=== STORED DATA ===

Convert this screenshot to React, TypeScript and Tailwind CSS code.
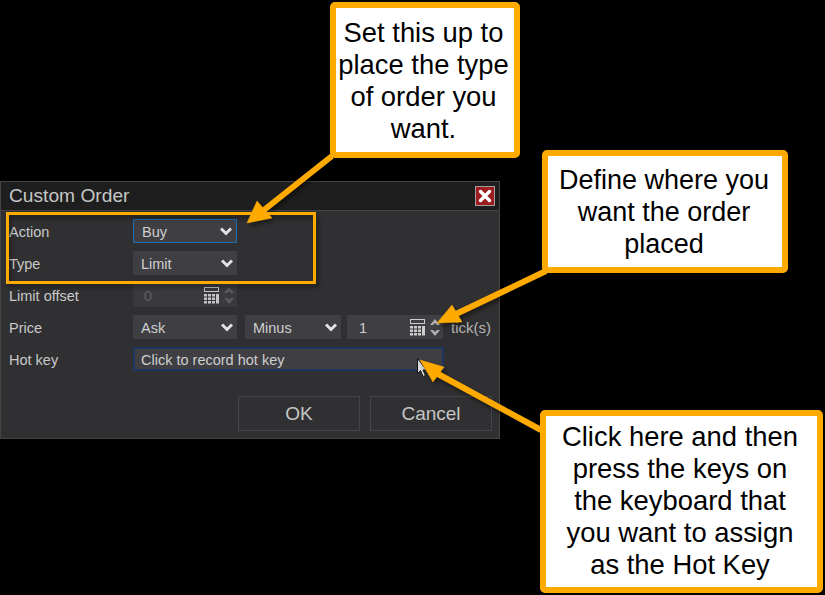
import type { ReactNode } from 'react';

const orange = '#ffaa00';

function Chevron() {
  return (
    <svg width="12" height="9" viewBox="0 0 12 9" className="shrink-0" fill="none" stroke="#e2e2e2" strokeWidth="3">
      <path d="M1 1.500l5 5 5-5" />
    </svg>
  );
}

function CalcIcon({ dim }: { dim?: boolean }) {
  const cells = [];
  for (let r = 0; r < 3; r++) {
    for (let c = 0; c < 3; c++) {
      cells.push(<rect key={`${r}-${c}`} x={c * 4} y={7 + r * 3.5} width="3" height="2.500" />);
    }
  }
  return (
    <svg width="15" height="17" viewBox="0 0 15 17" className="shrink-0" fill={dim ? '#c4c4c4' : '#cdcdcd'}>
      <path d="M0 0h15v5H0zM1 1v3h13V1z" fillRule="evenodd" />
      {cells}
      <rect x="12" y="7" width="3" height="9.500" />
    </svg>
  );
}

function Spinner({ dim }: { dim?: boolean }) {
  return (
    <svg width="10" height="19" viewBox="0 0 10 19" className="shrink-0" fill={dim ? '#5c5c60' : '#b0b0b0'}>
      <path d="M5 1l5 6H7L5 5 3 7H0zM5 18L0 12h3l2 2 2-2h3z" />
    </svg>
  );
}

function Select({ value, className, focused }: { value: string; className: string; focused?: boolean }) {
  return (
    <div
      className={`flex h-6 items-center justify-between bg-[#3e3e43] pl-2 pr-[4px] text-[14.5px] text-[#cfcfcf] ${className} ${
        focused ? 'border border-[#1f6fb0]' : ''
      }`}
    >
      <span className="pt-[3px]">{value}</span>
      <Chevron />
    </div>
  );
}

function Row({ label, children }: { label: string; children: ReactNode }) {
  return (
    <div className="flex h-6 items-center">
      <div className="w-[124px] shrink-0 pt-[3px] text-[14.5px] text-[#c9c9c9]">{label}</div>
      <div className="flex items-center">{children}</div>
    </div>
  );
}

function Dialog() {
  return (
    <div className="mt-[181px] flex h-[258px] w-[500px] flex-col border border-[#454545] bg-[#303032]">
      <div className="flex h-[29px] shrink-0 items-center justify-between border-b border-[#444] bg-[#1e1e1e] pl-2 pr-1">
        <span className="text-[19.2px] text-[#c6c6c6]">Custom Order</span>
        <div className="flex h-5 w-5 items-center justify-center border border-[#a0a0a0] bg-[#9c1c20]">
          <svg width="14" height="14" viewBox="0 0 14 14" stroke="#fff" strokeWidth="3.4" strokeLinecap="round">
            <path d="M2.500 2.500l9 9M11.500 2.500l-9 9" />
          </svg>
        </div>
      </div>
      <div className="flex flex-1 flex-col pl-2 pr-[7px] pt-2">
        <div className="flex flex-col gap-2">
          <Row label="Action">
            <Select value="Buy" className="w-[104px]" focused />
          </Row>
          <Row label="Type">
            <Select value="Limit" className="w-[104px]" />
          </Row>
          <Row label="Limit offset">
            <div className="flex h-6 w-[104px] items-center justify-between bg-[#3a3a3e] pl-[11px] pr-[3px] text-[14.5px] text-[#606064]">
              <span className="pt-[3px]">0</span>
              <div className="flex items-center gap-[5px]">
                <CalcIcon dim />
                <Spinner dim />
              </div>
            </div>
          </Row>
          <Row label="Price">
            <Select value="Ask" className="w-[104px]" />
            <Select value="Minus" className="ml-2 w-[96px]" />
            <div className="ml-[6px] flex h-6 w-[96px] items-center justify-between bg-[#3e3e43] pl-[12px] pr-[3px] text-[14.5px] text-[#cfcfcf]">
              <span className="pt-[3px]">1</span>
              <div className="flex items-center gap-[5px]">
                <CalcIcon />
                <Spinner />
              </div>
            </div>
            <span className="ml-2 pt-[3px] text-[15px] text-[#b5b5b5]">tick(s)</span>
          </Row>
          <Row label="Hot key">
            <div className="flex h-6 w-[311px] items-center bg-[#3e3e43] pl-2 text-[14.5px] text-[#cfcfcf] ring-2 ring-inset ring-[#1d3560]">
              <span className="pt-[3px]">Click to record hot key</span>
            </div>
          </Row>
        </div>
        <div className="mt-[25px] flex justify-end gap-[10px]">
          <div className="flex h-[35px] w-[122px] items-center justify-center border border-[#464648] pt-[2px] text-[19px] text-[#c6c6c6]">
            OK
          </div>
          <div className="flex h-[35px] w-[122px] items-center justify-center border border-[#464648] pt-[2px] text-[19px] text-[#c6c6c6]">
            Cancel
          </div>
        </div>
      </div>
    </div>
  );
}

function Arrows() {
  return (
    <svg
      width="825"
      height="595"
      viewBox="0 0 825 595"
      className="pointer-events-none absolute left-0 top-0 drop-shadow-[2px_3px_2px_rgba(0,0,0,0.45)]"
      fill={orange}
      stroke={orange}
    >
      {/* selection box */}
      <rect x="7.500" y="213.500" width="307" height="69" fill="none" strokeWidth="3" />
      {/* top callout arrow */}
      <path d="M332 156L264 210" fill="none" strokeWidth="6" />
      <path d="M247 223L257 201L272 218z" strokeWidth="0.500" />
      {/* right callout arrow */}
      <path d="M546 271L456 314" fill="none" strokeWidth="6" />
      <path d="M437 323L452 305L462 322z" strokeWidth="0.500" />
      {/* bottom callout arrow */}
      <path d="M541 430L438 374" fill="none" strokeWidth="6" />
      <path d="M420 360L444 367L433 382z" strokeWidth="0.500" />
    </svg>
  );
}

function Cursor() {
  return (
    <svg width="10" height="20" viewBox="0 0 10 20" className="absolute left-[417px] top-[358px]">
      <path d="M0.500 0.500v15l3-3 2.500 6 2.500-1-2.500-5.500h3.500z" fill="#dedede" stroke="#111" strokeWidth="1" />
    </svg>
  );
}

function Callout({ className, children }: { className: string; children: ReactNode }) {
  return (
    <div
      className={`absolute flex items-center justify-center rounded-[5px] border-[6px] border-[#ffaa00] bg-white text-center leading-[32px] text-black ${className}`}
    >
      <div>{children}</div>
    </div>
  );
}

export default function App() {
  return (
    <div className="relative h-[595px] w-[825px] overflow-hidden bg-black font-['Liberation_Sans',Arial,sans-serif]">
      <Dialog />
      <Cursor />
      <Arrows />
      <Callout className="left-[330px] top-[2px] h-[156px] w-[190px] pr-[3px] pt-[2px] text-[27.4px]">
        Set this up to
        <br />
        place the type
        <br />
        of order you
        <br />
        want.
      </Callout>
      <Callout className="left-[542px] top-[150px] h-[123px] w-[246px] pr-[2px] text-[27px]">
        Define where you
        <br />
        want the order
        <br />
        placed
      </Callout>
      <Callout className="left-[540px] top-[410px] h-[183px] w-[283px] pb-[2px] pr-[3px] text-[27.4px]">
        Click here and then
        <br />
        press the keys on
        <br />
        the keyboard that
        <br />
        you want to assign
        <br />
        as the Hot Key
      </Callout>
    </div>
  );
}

===

GIVEN TASK: Reproduce every line above as written, skipping pictures.

ANSWER TO THE PROBLEM:
Convert this screenshot to React, TypeScript and Tailwind CSS code.
import type { ReactNode } from 'react';

const orange = '#ffaa00';

function Chevron() {
  return (
    <svg width="12" height="9" viewBox="0 0 12 9" className="shrink-0" fill="none" stroke="#e2e2e2" strokeWidth="3">
      <path d="M1 1.500l5 5 5-5" />
    </svg>
  );
}

function CalcIcon({ dim }: { dim?: boolean }) {
  const cells = [];
  for (let r = 0; r < 3; r++) {
    for (let c = 0; c < 3; c++) {
      cells.push(<rect key={`${r}-${c}`} x={c * 4} y={7 + r * 3.5} width="3" height="2.500" />);
    }
  }
  return (
    <svg width="15" height="17" viewBox="0 0 15 17" className="shrink-0" fill={dim ? '#c4c4c4' : '#cdcdcd'}>
      <path d="M0 0h15v5H0zM1 1v3h13V1z" fillRule="evenodd" />
      {cells}
      <rect x="12" y="7" width="3" height="9.500" />
    </svg>
  );
}

function Spinner({ dim }: { dim?: boolean }) {
  return (
    <svg width="10" height="19" viewBox="0 0 10 19" className="shrink-0" fill={dim ? '#5c5c60' : '#b0b0b0'}>
      <path d="M5 1l5 6H7L5 5 3 7H0zM5 18L0 12h3l2 2 2-2h3z" />
    </svg>
  );
}

function Select({ value, className, focused }: { value: string; className: string; focused?: boolean }) {
  return (
    <div
      className={`flex h-6 items-center justify-between bg-[#3e3e43] pl-2 pr-[4px] text-[14.5px] text-[#cfcfcf] ${className} ${
        focused ? 'border border-[#1f6fb0]' : ''
      }`}
    >
      <span className="pt-[3px]">{value}</span>
      <Chevron />
    </div>
  );
}

function Row({ label, children }: { label: string; children: ReactNode }) {
  return (
    <div className="flex h-6 items-center">
      <div className="w-[124px] shrink-0 pt-[3px] text-[14.5px] text-[#c9c9c9]">{label}</div>
      <div className="flex items-center">{children}</div>
    </div>
  );
}

function Dialog() {
  return (
    <div className="mt-[181px] flex h-[258px] w-[500px] flex-col border border-[#454545] bg-[#303032]">
      <div className="flex h-[29px] shrink-0 items-center justify-between border-b border-[#444] bg-[#1e1e1e] pl-2 pr-1">
        <span className="text-[19.2px] text-[#c6c6c6]">Custom Order</span>
        <div className="flex h-5 w-5 items-center justify-center border border-[#a0a0a0] bg-[#9c1c20]">
          <svg width="14" height="14" viewBox="0 0 14 14" stroke="#fff" strokeWidth="3.4" strokeLinecap="round">
            <path d="M2.500 2.500l9 9M11.500 2.500l-9 9" />
          </svg>
        </div>
      </div>
      <div className="flex flex-1 flex-col pl-2 pr-[7px] pt-2">
        <div className="flex flex-col gap-2">
          <Row label="Action">
            <Select value="Buy" className="w-[104px]" focused />
          </Row>
          <Row label="Type">
            <Select value="Limit" className="w-[104px]" />
          </Row>
          <Row label="Limit offset">
            <div className="flex h-6 w-[104px] items-center justify-between bg-[#3a3a3e] pl-[11px] pr-[3px] text-[14.5px] text-[#606064]">
              <span className="pt-[3px]">0</span>
              <div className="flex items-center gap-[5px]">
                <CalcIcon dim />
                <Spinner dim />
              </div>
            </div>
          </Row>
          <Row label="Price">
            <Select value="Ask" className="w-[104px]" />
            <Select value="Minus" className="ml-2 w-[96px]" />
            <div className="ml-[6px] flex h-6 w-[96px] items-center justify-between bg-[#3e3e43] pl-[12px] pr-[3px] text-[14.5px] text-[#cfcfcf]">
              <span className="pt-[3px]">1</span>
              <div className="flex items-center gap-[5px]">
                <CalcIcon />
                <Spinner />
              </div>
            </div>
            <span className="ml-2 pt-[3px] text-[15px] text-[#b5b5b5]">tick(s)</span>
          </Row>
          <Row label="Hot key">
            <div className="flex h-6 w-[311px] items-center bg-[#3e3e43] pl-2 text-[14.5px] text-[#cfcfcf] ring-2 ring-inset ring-[#1d3560]">
              <span className="pt-[3px]">Click to record hot key</span>
            </div>
          </Row>
        </div>
        <div className="mt-[25px] flex justify-end gap-[10px]">
          <div className="flex h-[35px] w-[122px] items-center justify-center border border-[#464648] pt-[2px] text-[19px] text-[#c6c6c6]">
            OK
          </div>
          <div className="flex h-[35px] w-[122px] items-center justify-center border border-[#464648] pt-[2px] text-[19px] text-[#c6c6c6]">
            Cancel
          </div>
        </div>
      </div>
    </div>
  );
}

function Arrows() {
  return (
    <svg
      width="825"
      height="595"
      viewBox="0 0 825 595"
      className="pointer-events-none absolute left-0 top-0 drop-shadow-[2px_3px_2px_rgba(0,0,0,0.45)]"
      fill={orange}
      stroke={orange}
    >
      {/* selection box */}
      <rect x="7.500" y="213.500" width="307" height="69" fill="none" strokeWidth="3" />
      {/* top callout arrow */}
      <path d="M332 156L264 210" fill="none" strokeWidth="6" />
      <path d="M247 223L257 201L272 218z" strokeWidth="0.500" />
      {/* right callout arrow */}
      <path d="M546 271L456 314" fill="none" strokeWidth="6" />
      <path d="M437 323L452 305L462 322z" strokeWidth="0.500" />
      {/* bottom callout arrow */}
      <path d="M541 430L438 374" fill="none" strokeWidth="6" />
      <path d="M420 360L444 367L433 382z" strokeWidth="0.500" />
    </svg>
  );
}

function Cursor() {
  return (
    <svg width="10" height="20" viewBox="0 0 10 20" className="absolute left-[417px] top-[358px]">
      <path d="M0.500 0.500v15l3-3 2.500 6 2.500-1-2.500-5.500h3.500z" fill="#dedede" stroke="#111" strokeWidth="1" />
    </svg>
  );
}

function Callout({ className, children }: { className: string; children: ReactNode }) {
  return (
    <div
      className={`absolute flex items-center justify-center rounded-[5px] border-[6px] border-[#ffaa00] bg-white text-center leading-[32px] text-black ${className}`}
    >
      <div>{children}</div>
    </div>
  );
}

export default function App() {
  return (
    <div className="relative h-[595px] w-[825px] overflow-hidden bg-black font-['Liberation_Sans',Arial,sans-serif]">
      <Dialog />
      <Cursor />
      <Arrows />
      <Callout className="left-[330px] top-[2px] h-[156px] w-[190px] pr-[3px] pt-[2px] text-[27.4px]">
        Set this up to
        <br />
        place the type
        <br />
        of order you
        <br />
        want.
      </Callout>
      <Callout className="left-[542px] top-[150px] h-[123px] w-[246px] pr-[2px] text-[27px]">
        Define where you
        <br />
        want the order
        <br />
        placed
      </Callout>
      <Callout className="left-[540px] top-[410px] h-[183px] w-[283px] pb-[2px] pr-[3px] text-[27.4px]">
        Click here and then
        <br />
        press the keys on
        <br />
        the keyboard that
        <br />
        you want to assign
        <br />
        as the Hot Key
      </Callout>
    </div>
  );
}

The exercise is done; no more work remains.